Oggi i tempi sono mutati, la gente legge meno e Internet ha cambiato l’approccio al testo scritto. «Sono lontani gli anni del milione di copie», commenta don Rizzolo, «ma le 200mila vendute oggi ci raccontano dello zoccolo duro di lettori che nelle nostre pagine trovano un confronto franco e aperto»: una caratteristica che tutti i direttori hanno portato avanti nella rubrica 'Colloqui col Padre», cuore pulsante di Famiglia Cristiana fin dai tempi di don Giuseppe Zilli, il giornalista che diede in tutti i sensi la grande svolta traghettando il periodico fuori dall’artigianalità e chiamando a lavorare le maggiori firme, anche di laici, perché «un perfetto apostolo deve anche essere un perfetto professionista ». Da 65 anni nel 'Colloquio con il Padre' i direttori – dopo don Zilli arrivò don Leonardo Zega, poi don Antonio Sciortino, e oggi don Rizzolo – hanno risposto alle lettere ognuno con il proprio stile, in un mondo in continua evoluzione. Il Sessantotto pose sul tavolo questioni come il divorzio, l’aborto, la contraccezione, il terrorismo: altro che galateo e buona creanza... Le domande erano incalzanti e la Chiesa doveva dare risposte. «Don Zilli passava le notti a riscrivere le risposte, le ripensava profondamente», ricorda don Rizzolo. Gli bastava una riga. Memorabile la risposta nel 1976 a una ragazza madre abbandonata dal fidanzato e 'decisa' ad abortire (ma perché gli aveva scritto, allora?): «Lo faccia, questo bambino, e me lo porti». Un anno dopo in redazione a Milano si presentarono insieme, la mamma e il bambino nato grazie a una frase lapidaria.

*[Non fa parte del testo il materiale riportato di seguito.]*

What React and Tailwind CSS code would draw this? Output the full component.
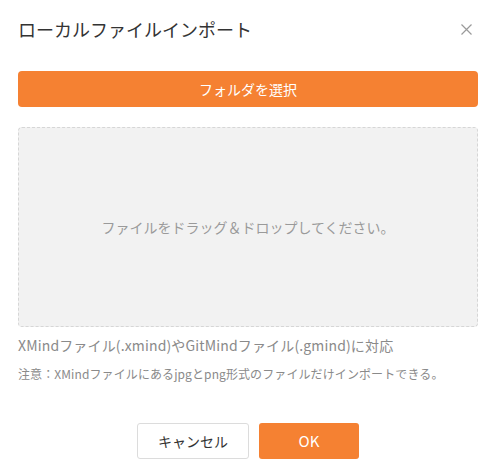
export default function App() {
  const font = { fontFamily: '"Noto Sans CJK JP", "Noto Sans", sans-serif' };
  return (
    <div className="w-[493px] h-[474px] bg-white overflow-hidden" style={font}>
      <div className="pl-[18px] pr-[15px]">
        <div className="flex items-center justify-between h-[24px] mt-[17px]">
          <div className="text-[18px] leading-[24px] text-[#333333]">ローカルファイルインポート</div>
          <svg width="11" height="11" viewBox="0 0 11 11" className="mr-[6px]">
            <path d="M0.5 0.5L10.5 10.5M10.5 0.5L0.5 10.5" stroke="#9a9a9a" strokeWidth="1.2" />
          </svg>
        </div>
        <div className="mt-[30px] h-[36px] rounded-[4px] bg-[#f58132] flex items-center justify-center text-white text-[14px]">
          フォルダを選択
        </div>
        <div className="mt-[20px] h-[200px] rounded-[4px] border border-dashed border-[#d6d6d6] bg-[#f2f2f2] flex items-center justify-center text-[14px] text-[#9a9a9a]">
          ファイルをドラッグ＆ドロップしてください。
        </div>
        <div className="mt-[7px] text-[14px] leading-[22px] text-[#8a8a8a] tracking-[0.15px]">
          XMindファイル(.xmind)やGitMindファイル(.gmind)に対応
        </div>
        <div className="mt-[8px] text-[12px] leading-[20px] text-[#8a8a8a] tracking-[0.1px]">
          注意：XMindファイルにあるjpgとpng形式のファイルだけインポートできる。
        </div>
        <div className="mt-[39px] flex justify-center gap-[10px]">
          <div className="w-[112px] h-[36px] rounded-[3px] border border-[#dcdcdc] bg-white flex items-center justify-center text-[14px] text-[#333333]">
            キャンセル
          </div>
          <div className="w-[100px] h-[36px] rounded-[3px] bg-[#f58132] flex items-center justify-center text-[15px] text-white">
            OK
          </div>
        </div>
      </div>
    </div>
  );
}
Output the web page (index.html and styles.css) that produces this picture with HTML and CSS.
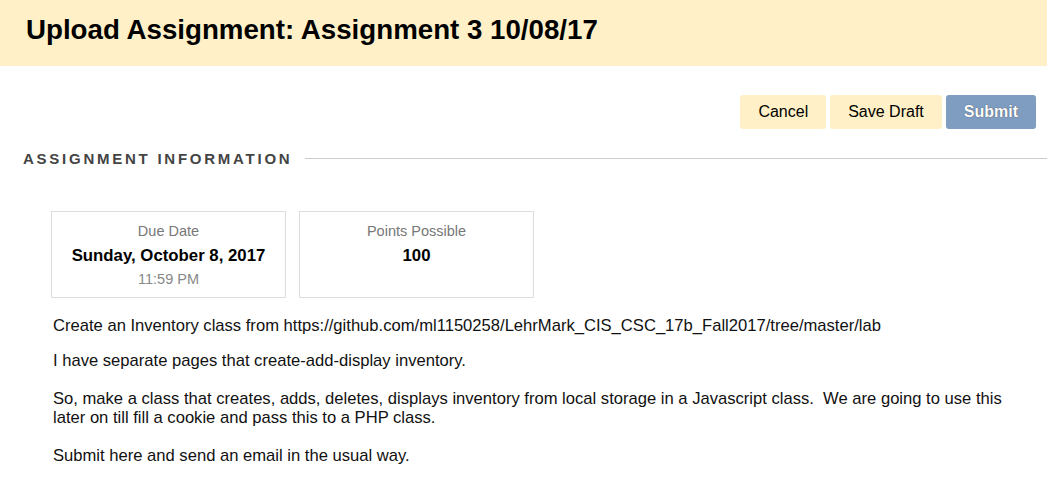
FILE: index.html
```html
<!DOCTYPE html>
<html>
<head>
<meta charset="utf-8">
<link rel="stylesheet" href="styles.css">
</head>
<body>
<header class="page-header">
  <h1 class="page-title">Upload Assignment: Assignment 3 10/08/17</h1>
</header>
<div class="actions">
  <button class="btn">Cancel</button>
  <button class="btn">Save Draft</button>
  <button class="btn btn-primary">Submit</button>
</div>
<div class="section-head">
  <h2 class="section-title">ASSIGNMENT INFORMATION</h2>
  <div class="section-rule"></div>
</div>
<div class="content">
  <div class="cards">
    <div class="card">
      <div class="card-label">Due Date</div>
      <div class="card-value">Sunday, October 8, 2017</div>
      <div class="card-sub">11:59 PM</div>
    </div>
    <div class="card">
      <div class="card-label">Points Possible</div>
      <div class="card-value">100</div>
    </div>
  </div>
  <div class="desc">
    <p class="first">Create an Inventory class from https://github.com/ml1150258/LehrMark_CIS_CSC_17b_Fall2017/tree/master/lab</p>
    <p>I have separate pages that create-add-display inventory.</p>
    <p>So, make a class that creates, adds, deletes, displays inventory from local storage in a Javascript class.&nbsp; We are going to use this later on till fill a cookie and pass this to a PHP class.</p>
    <p>Submit here and send an email in the usual way.</p>
  </div>
</div>
</body>
</html>
```

FILE: styles.css
```css
* { box-sizing: border-box; }
html, body { margin: 0; padding: 0; background: #fff; }
body {
  font-family: "Liberation Sans", Arial, sans-serif;
  color: #000;
  width: 1047px;
  overflow: hidden;
}
.page-header {
  background: #fff0c7;
  height: 66px;
  padding: 14px 26px 0;
}
.page-title {
  margin: 0;
  font-size: 27.7px;
  font-weight: bold;
  line-height: 32px;
  color: #000;
}
.actions {
  display: flex;
  justify-content: flex-end;
  gap: 4px;
  padding: 29px 11px 0 0;
}
.btn {
  font-family: "Liberation Sans", Arial, sans-serif;
  font-size: 16px;
  height: 34px;
  padding: 0 18px;
  border: none;
  border-radius: 3px;
  background: #fff0c7;
  color: #000;
}
.btn-primary {
  background: #7f9cc1;
  color: #fff;
  font-weight: bold;
  text-shadow: 0 0 1px #334;
}
.section-head {
  display: flex;
  align-items: center;
  gap: 13px;
  padding: 20px 0 0 23px;
}
.section-title {
  margin: 0;
  font-size: 15px;
  font-weight: bold;
  letter-spacing: 2.75px;
  color: #444;
  line-height: 20px;
  white-space: nowrap;
}
.section-rule {
  flex: 1;
  height: 1px;
  background: #ccc;
  margin-top: -1px;
}
.content {
  padding: 42px 38px 0 51px;
}
.cards {
  display: flex;
  gap: 13px;
}
.card {
  width: 235px;
  height: 87px;
  border: 1px solid #ddd;
  text-align: center;
  padding-top: 10px;
}
.card-label {
  font-size: 14.5px;
  color: #777;
  line-height: 18px;
}
.card-value {
  font-size: 16.8px;
  font-weight: bold;
  line-height: 22px;
  margin-top: 5px;
}
.card-sub {
  font-size: 14.5px;
  color: #888;
  line-height: 18px;
  margin-top: 3px;
}
.desc {
  padding: 18px 0 0 2px;
}
.desc p {
  margin: 0 0 19px;
  font-size: 16.6px;
  line-height: 19px;
  color: #111;
}
.desc p.first {
  margin-bottom: 16px;
}
```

La Famiglia Cristiana che conosciamo è quella ormai dei reportage dai fronti di tutto il mondo, delle battaglie sociali, ma anche degli allegati che hanno fatto storia (La Grande Bibbia commentata da Gianfranco Ravasi o la Divina Commedia illustrata dai fratelli Nino e Silvio Gregori). Oggi le dodici gloriose paginette sono diventate un giornale online che viaggia nel web e sui social, «ma che non dimentica lo spirito degli esordi – conclude don Rizzolo –, cioè lo sforzo di mettere un po’ di Cielo nelle cose di ogni giorno: i nuovi mezzi non fanno paura, semplicemente consentono che la salvezza di Gesù arrivi a tutti».